Backing up information on quantum computers is difficult
RUSLANAS BARANAUSKAS/SCIENCE PHOTO LIBRARY/Alamy
In quantum mechanics, the idea that quantum information cannot be duplicated is ironclad – or at least it was. A surprising approach to backing up qubits, the basic units of quantum computers, appears to allow a circumvention of this fundamental law of physics.
The no-cloning theorem was first discovered by scientists in the 1980s. It states that quantum states that describe all information about a system cannot be copied. Attempting to measure the information in order to copy it would simply destroy the delicate quantum properties you wish to measure. This fact has proven important for quantum technologies such as encryption, leading to simple protocols that prevent information from being copied and hacked.
Achim Kempf at the University of Waterloo in Canada and Koji Yamaguchi at Kyushu University in Japan have now shown that a quantum system can indeed be cloned, as long as the information about it is encrypted and enclosed with a special, one-time decryption key.
“You can make many copies and generate redundancy this way, but you have to encrypt the copies, and the decryption key can only be used once,” says Kempf. “This makes it compatible with a no-cloning theorem, because it says that there can only ever be a clear, obvious, readable, unencrypted copy of a qubit.”
Kempf and Yamaguchi came to this surprising conclusion after working on a seemingly unrelated problem—how a quantum Wi-Fi or radio station might work.

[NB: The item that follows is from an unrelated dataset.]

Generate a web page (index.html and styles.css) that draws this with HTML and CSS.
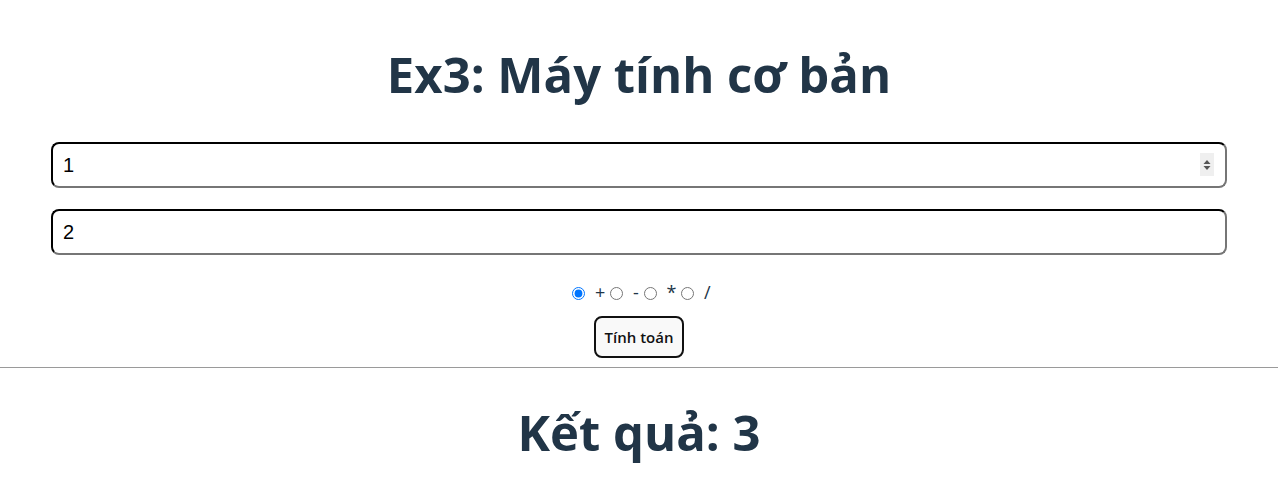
FILE: index.html
```html
<!DOCTYPE html>
<html lang="vi">
<head>
<meta charset="utf-8">
<title>Ex3</title>
<link rel="stylesheet" href="styles.css">
</head>
<body>
<div class="app">
  <h1 class="title">Ex3: Máy tính cơ bản</h1>
  <form class="calc">
    <div class="field-wrap">
      <input class="field" type="text" value="1">
      <span class="spin" aria-hidden="true">
        <svg width="8" height="14" viewBox="0 0 8 14"><path d="M4 2 L7.5 6 H0.5 Z" fill="#555"/><path d="M4 12 L7.5 8 H0.5 Z" fill="#555"/></svg>
      </span>
    </div>
    <div class="field-wrap">
      <input class="field" type="text" value="2">
    </div>
    <div class="ops">
      <label class="op"><input type="radio" name="op" checked> +</label>
      <label class="op"><input type="radio" name="op"> -</label>
      <label class="op"><input type="radio" name="op"> *</label>
      <label class="op"><input type="radio" name="op"> /</label>
    </div>
    <button class="btn" type="button">Tính toán</button>
  </form>
  <hr class="sep">
  <h2 class="result">Kết quả: 3</h2>
</div>
</body>
</html>
```
FILE: styles.css
```css
html, body {
  margin: 0;
  padding: 0;
  background: #ffffff;
}
body {
  font-family: "Open Sans", "Noto Sans", sans-serif;
  color: #213547;
}
.app {
  display: flex;
  flex-direction: column;
  align-items: stretch;
}
.title {
  margin: 38px 0 0;
  text-align: center;
  font-size: 49px;
  font-weight: 700;
  line-height: 72px;
}
.calc {
  display: flex;
  flex-direction: column;
  align-items: center;
  padding: 32px 51px 0;
}
.field-wrap {
  position: relative;
  width: 100%;
  margin-bottom: 21px;
}
.field-wrap + .field-wrap {
  margin-bottom: 25px;
}
.field {
  box-sizing: border-box;
  display: block;
  width: 100%;
  height: 46px;
  margin: 0;
  padding: 0 10px;
  border: 2px inset #767676;
  border-top-color: #1a1a1a;
  border-left-color: #1a1a1a;
  border-radius: 8px;
  font-family: "Liberation Sans", Arial, sans-serif;
  font-size: 20px;
  color: #000;
  background: #fff;
}
.spin {
  position: absolute;
  right: 13px;
  top: 11px;
  width: 14px;
  height: 23px;
  background: #efefef;
  display: flex;
  align-items: center;
  justify-content: center;
}
.ops {
  display: flex;
  font-size: 18px;
  line-height: 24px;
  word-spacing: 2px;
}
.op input {
  width: 13px;
  height: 13px;
  margin: 3px 3px 0 5px;
  vertical-align: -1px;
}
.btn {
  margin-top: 12px;
  width: 90px;
  height: 42px;
  border: 2px solid #111;
  border-radius: 8px;
  background: #f9f9f9;
  font-family: "Open Sans", sans-serif;
  font-size: 15px;
  font-weight: 600;
  color: #111;
  padding: 0;
}
.sep {
  width: 100%;
  margin: 9px 0 0;
  border: 0;
  border-top: 1px solid #9a9a9a;
  height: 0;
}
.result {
  margin: 28px 0 0;
  text-align: center;
  font-size: 49px;
  font-weight: 700;
  line-height: 72px;
}
```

This is something that is impossible under the traditional no-cloning theorem because multiple receivers will receive the same identical quantum information.

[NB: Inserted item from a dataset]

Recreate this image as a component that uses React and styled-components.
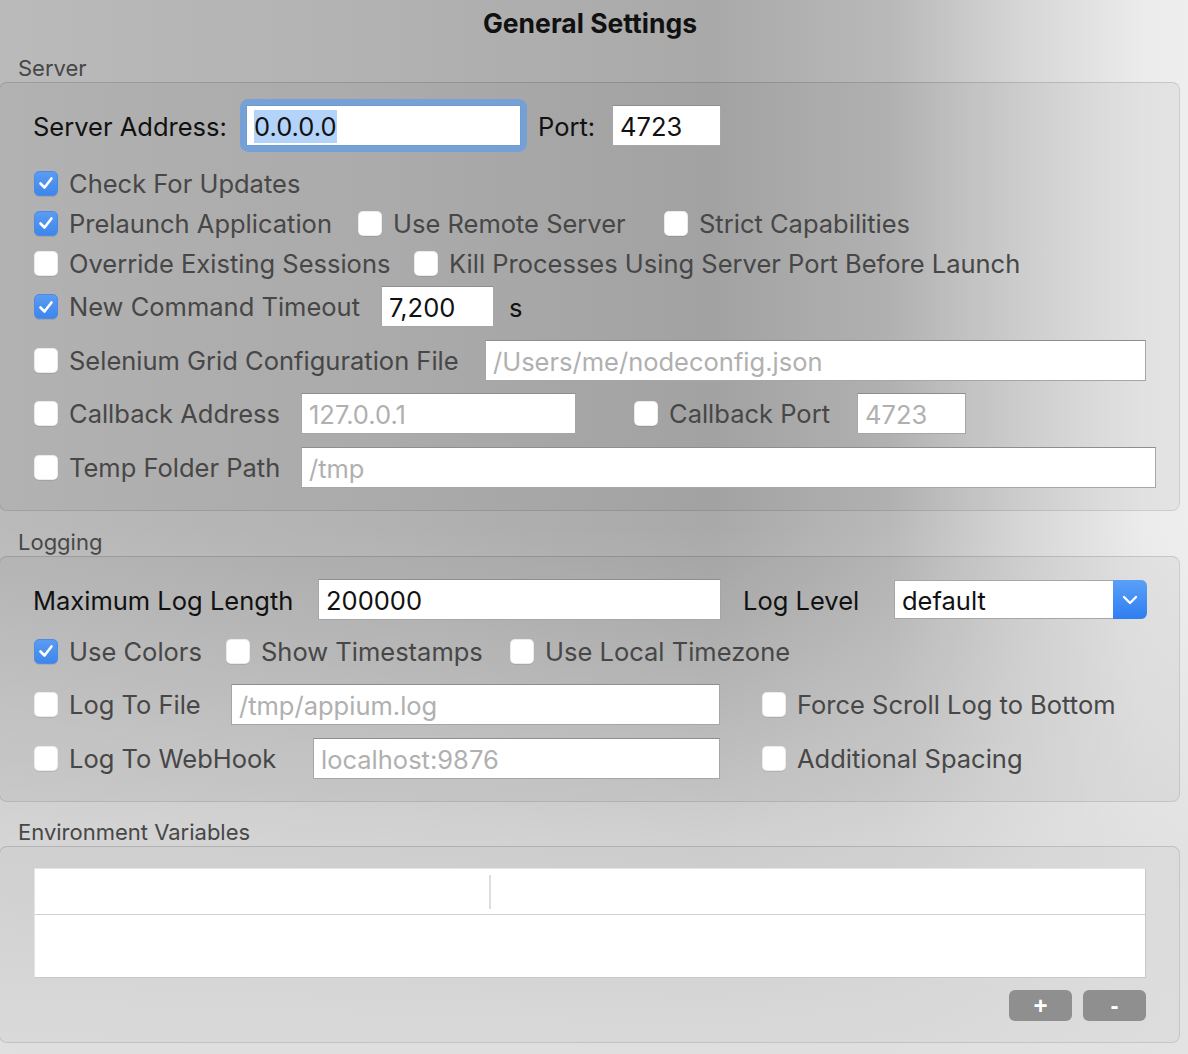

But when the pair looked at how random fluctuations, or noise, would affect the copies of information that receivers see, they realized their system could work. “We thought, what the hell? Why does quantum noise seem to mess with the no-cloning theorem?”
After analyzing the problem more closely, they realized that the noise acted as an effective encryption mechanism, distorting the original message, but in a way that could be reversed. If this was done on purpose, it could be exploited as a tool.

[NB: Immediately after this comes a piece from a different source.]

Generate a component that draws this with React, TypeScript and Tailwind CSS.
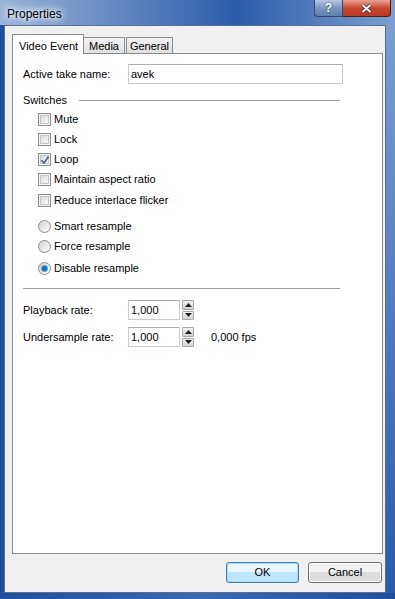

Once they had proven this result theoretically, the pair and other colleagues showed that this protocol could work on a real IBM Heron 156-qubit quantum computer processor.
Because the technique is fairly resistant to the noise and errors that are ubiquitous in today’s quantum computers, the team found that they could create hundreds of encrypted clones of single qubits by repeating the process over and over. “In fact, we ran out of real estate on the IBM processor. It only contains 156 qubits, but we estimated that we can do more than 1,000 encrypted clones before (the bugs) stop us.”
This modification of the no-cloning theorem could have applications for a quantum cloud storage or computing service, says Kempf. “If you send a file to Dropbox, it will save your data at least three times on three different computers that are geographically separated, so if one is hit by a fire, the other by a flood, there’s a good chance the third will survive,” says Kempf. “It used to be thought that you can’t do that with quantum information, because you can’t clone it. But what we showed is that you can.”
“It’s an interesting quantum cryptographic protocol,” says Aleks Kissinger of the University of Oxford, and may have applications in quantum communications where you need some redundancy in the information being transmitted. However, it does not affect the original non-cloning theorem because the method of Kempf and his team is clearly not cloning, he says. “It’s not so much cloning as sort of spreading the (quantum) state to many other parties, in such a way that one of those parties can later get it back,” Kissinger says. “It’s a clever trick, but I personally wouldn’t call it cloning.”
Kempf agrees. “It’s not cloning. It’s encrypted cloning,” he says. “It’s just a refinement of the no-cloning theorem.”